Wer noch einen drauf setzen will, spielt „Ubongo 3D“, da müssen, wie der Name schon sagt, dreidimensionale Spielsteine passend ineinandergefügt werden. Ubongo gibt es noch in weiteren Ausführungen und kostet in der abgespeckten Reiseversion ca. 7 € und in der großen um die 30 €.

Endlich selbst lesen

Und da nicht immer vorgelesen werden kann, wird nun auch vermehrt selbst gelesen. Lesemuffel mit Harry-Potter-Affinität lesen beim interaktiven Spiel „Hogwarts Mystery“ (kostenlos im App-Store) mehr, als ihnen klar ist und haben Spaß dabei. Und für Kinder, die gerade dabei sind in die wunderbare Welt der Buchstaben einzutauchen, hat die Berliner Autorin Claudia Honecker zwei Fibeln geschrieben, die Sabine Pflitsch lebensnah illustriert hat. „Wir sind ganz durcheinander“ heißen sie, in einem herrscht „Chaos im Zoo“ im anderen „Chaos in der Küche“.

Die Idee ist so einfach wie bezaubernd: Buchstaben der Küchenbegriffe beziehungsweise Namen der Zootiere sind durcheinander geraten. Die Giraffe ist da zunächst die Igreffa, dann die Fragife oder der Efigraf. Passend dazu ist das Bild einer fragmentierten Giraffe abgebildet. Auf der Folgeseite ist die Giraffe ganz und die einzelnen Buchstaben schwirren über die Seite. Auf einer gestrichelten Linie können sie passend angeordnet werden.

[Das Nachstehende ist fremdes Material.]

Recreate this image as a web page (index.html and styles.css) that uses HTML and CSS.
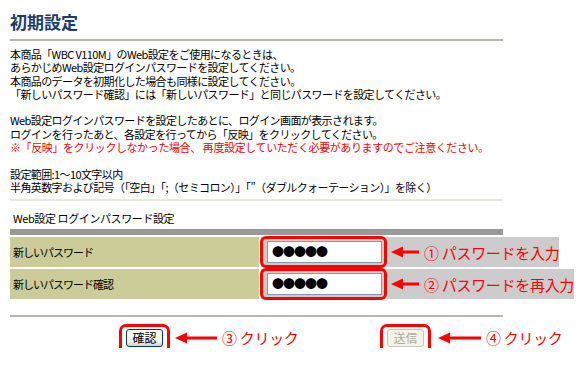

Am Buchende sind alle Begriffe nebst Bild zum Überprüfen noch einmal abgebildet. Hier werden nicht nur Begriffe eingeübt, sondern Freude am Spiel mit Wörtern im Speziellen und Sprache im Allgemeinen angetriggert, die in beliebiger Form außerhalb des Buches am Abendbrottisch weitergeführt werden kann, erhältlich im Ladislaus Bean Verlag für ca. 12 €.

Social Distancing ließ sich im Britzer Garten schon immer problemlos umsetzen. Bis es wieder Präsenzveranstaltungen gibt, stellt das Freilandlabor Britz Infos über aktuelle Themen als „Freilandlabor-Notizen“ ins Netz. Bevor man in den Britzer Garten fährt, kann man sich also über den Brutbeginn der Graugänse zu Hause informieren und die Lage dann im Britzer Garten in Eigenregie erkunden. Es gibt auch Videobeiträge über Karpfen oder Kanadagans und Familientipps, unter anderem mit Ideen, wie man sich den Garten auf den Balkon holen kann.